Another issue that stands out upon an examination of these cases, which has also been highlighted by Eashan Ghosh in his post on the Impressario v S&D decision, is the lack of scrutiny of jurisdictional claims where the case is proceeding ex parte. There is an obvious lack of analysis of jurisdictional claims where a claim is undefended, even though, jurisdiction being a preliminary issue, the court must at least prima facie make a fair assessment of whether it can claim jurisdiction. Instead, as we have seen, in some cases the issue of jurisdiction is ignored completely (Impressario v Urban Masala), while in others, the Court’s assessment of jurisdiction is absolutely unreasoned (Icon Health and Fitness).

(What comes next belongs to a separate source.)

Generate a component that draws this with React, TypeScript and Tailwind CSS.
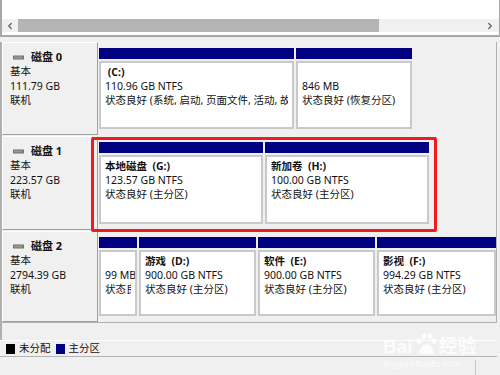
import { ChevronLeft, ChevronRight } from "lucide-react";

// 磁盘管理（下半部分）的截图复刻：磁盘行 + 分区块 + 图例
type Part = { w: number; title: string; size: string; status: string };
type Disk = { name: string; size: string; h: number; parts: Part[] };

const DISKS: Disk[] = [
  {
    name: "磁盘 0",
    size: "111.79 GB",
    h: 93,
    parts: [
      { w: 195, title: " (C:)", size: "110.96 GB NTFS", status: "状态良好 (系统, 启动, 页面文件, 活动, 故障转储, 主分区)" },
      { w: 116, title: "", size: "846 MB", status: "状态良好 (恢复分区)" },
    ],
  },
  {
    name: "磁盘 1",
    size: "223.57 GB",
    h: 94,
    parts: [
      { w: 164, title: "本地磁盘  (G:)", size: "123.57 GB NTFS", status: "状态良好 (主分区)" },
      { w: 164, title: "新加卷  (H:)", size: "100.00 GB NTFS", status: "状态良好 (主分区)" },
    ],
  },
  {
    name: "磁盘 2",
    size: "2794.39 GB",
    h: 91,
    parts: [
      { w: 38, title: "", size: "99 MB", status: "状态良好 (EFI 系统分区)" },
      { w: 117, title: "游戏  (D:)", size: "900.00 GB NTFS", status: "状态良好 (主分区)" },
      { w: 117, title: "软件  (E:)", size: "900.00 GB NTFS", status: "状态良好 (主分区)" },
      { w: 119, title: "影视  (F:)", size: "994.29 GB NTFS", status: "状态良好 (主分区)" },
    ],
  },
];

function DiskIcon() {
  return (
    <svg width="11" height="5" viewBox="0 0 11 5" className="flex-none">
      <rect x="0" y="0.5" width="11" height="4" rx="0.5" fill="#6e6e6e" />
      <rect x="1" y="1.5" width="9" height="2" fill="#9a9a9a" />
      <rect x="8" y="2" width="2" height="1" fill="#3cc23c" />
    </svg>
  );
}

function PartBox({ p }: { p: Part }) {
  return (
    <div className="flex flex-none flex-col" style={{ width: p.w }}>
      <div className="h-[11px] bg-[#000080]" />
      <div className="mt-[2px] flex-1 overflow-hidden border-2 border-[#c9c9c9] bg-white px-[4px] pt-[2px] leading-[14px] whitespace-pre">
        <div className="h-[14px] font-bold">{p.title}</div>
        <div>{p.size}</div>
        <div className="overflow-hidden">{p.status}</div>
      </div>
    </div>
  );
}

function DiskRow({ d }: { d: Disk }) {
  return (
    <div className="flex" style={{ height: d.h }}>
      <div className="w-[96px] flex-none border-t border-l border-white border-r border-b border-r-[#a0a0a0] border-b-[#a0a0a0] pl-[7px] pt-[7px] leading-[14.3px]">
        <div className="flex items-center gap-[7px] pl-[3px] text-[11px] font-bold">
          <DiskIcon />
          <span>{d.name}</span>
        </div>
        <div>基本</div>
        <div>{d.size}</div>
        <div>联机</div>
      </div>
      <div className="ml-[1px] flex gap-[2px] pt-[6px] pb-[6px]">
        {d.parts.map((p, i) => (
          <PartBox key={i} p={p} />
        ))}
      </div>
    </div>
  );
}

export default function App() {
  return (
    <div className="relative flex h-[375px] w-[500px] flex-col overflow-hidden bg-[#f0f0f0] font-['Noto_Sans','Noto_Sans_CJK_SC',sans-serif] text-[10.5px] text-[#111]">
      {/* 上半部分：卷列表底部 + 横向滚动条 */}
      <div className="flex h-[37px] flex-none flex-col border-l-2 border-r border-b-2 border-[#a7a7a7] bg-white">
        <div className="h-[19px]" />
        <div className="flex h-[13px] items-center bg-[#f0f0f0] text-[#606060]">
          <ChevronLeft size={10} strokeWidth={3} className="ml-[3px] mr-[3px]" />
          <div className="h-full w-[361px] bg-[#b4b4b4]" />
          <ChevronRight size={10} strokeWidth={3} className="ml-auto mr-[4px]" />
        </div>
      </div>

      {/* 下半部分：磁盘列表 */}
      <div className="mt-[5px] flex h-[281px] w-[497px] flex-none flex-col gap-[1px] border-l-2 border-r border-b border-[#b0b0b0]">
        {DISKS.map((d) => (
          <DiskRow key={d.name} d={d} />
        ))}
      </div>

      {/* 图例 */}
      <div className="h-[17px] flex-none border-l-2 border-[#b0b0b0]" />
      <div className="flex h-[17px] w-[497px] flex-none items-center gap-[4px] border-t border-t-white border-b border-b-[#b4b4b4] pl-[6px] text-[10.5px]">
        <span className="h-[10px] w-[9px] bg-black" />
        <span className="mr-[1px]">未分配</span>
        <span className="h-[10px] w-[9px] bg-[#000080]" />
        <span>主分区</span>
      </div>
      <div className="flex flex-1 justify-end pr-[24px] pt-[3px]">
        <div className="h-full w-px bg-[#c8c8c8]" />
      </div>

      {/* 标注红框 */}
      <div className="absolute left-[91px] top-[137px] h-[95px] w-[346px] rounded-[2px] border-[3px] border-[#f01c1c]" />

      {/* 水印 */}
      <div className="pointer-events-none absolute left-[383px] top-[332px] flex flex-col items-start text-white opacity-80">
        <div className="flex items-end font-['Liberation_Sans','Noto_Sans_CJK_SC',sans-serif] text-[19px] leading-none font-bold">
          <span>Bai</span>
          <svg width="26" height="24" viewBox="0 0 26 24">
            <ellipse cx="6" cy="9" rx="2.5" ry="3" fill="white" />
            <ellipse cx="11" cy="4" rx="2.5" ry="3" fill="white" />
            <ellipse cx="17" cy="4" rx="2.5" ry="3" fill="white" />
            <ellipse cx="21" cy="9" rx="2.5" ry="3" fill="white" />
            <path d="M6 22 Q7 13 13.5 12 Q20 13 21 22 Z" fill="white" />
          </svg>
          <span>经验</span>
        </div>
        <div className="mt-[3px] text-[9px] leading-none">jingyan.baidu.com</div>
      </div>
    </div>
  );
}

Towards a Principled Approach to Jurisdictional Claims

The final, difficult, question remains of how this impasse should be resolved. Besides the ambiguity of jurisprudence, overzealous claims of jurisdiction are quite problematic, as we have pointed out on this blog before. In particular, low thresholds for exercising jurisdiction have a deleterious effect on defendants by forcing them to contest legal claims in unrelated and inconvenient jurisdictions; further, it has deleterious effects on judicial comity between co-equal courts. The question must necessarily be framed within the context of the territoriality of the impugned actions or parties. There are two options which the court could consider here –

One path for the court could be to apply a unified approach stemming from the Banyan Tree application of the US Zippo Test. The ‘purposive availment’ test can be imported from a cause of action analysis to an analysis of ‘place of business’ for the plaintiff or defendant, as the case may be, and there is no principled reason that this test should be departed from. Applying this test would solve the issues of overzealous exercise of jurisdiction and would also require the courts to assess each online transaction (which is being used as evidence of territoriality) in order to assess whether the relevant party intended to target users in the forum state.

Another path, as suggested by scholars C. Douglas Floyd and Shiaa Baradaran-Robison, opts for a more objective standard, where the court can assess on the facts of each case whether the defendant can be said to be put on notice that they may be amenable to a forum court’s jurisdiction due to the effects of their online activity in that court. This approach, however, cannot account for the situation under the Indian Trademark Act and Copyright Act where a Plaintiff may approach a court in a forum where the Plaintiff resides, or carries on business.

Court’s across the world have struggled to grapple with the issue of claims of jurisdiction in cases with online elements, and the question does not have any clear, conclusive answer. However, the Delhi High Court’s decisions place it at a very extreme end of a spectrum of reasonable analyses of the issues involved, with much room for improvement.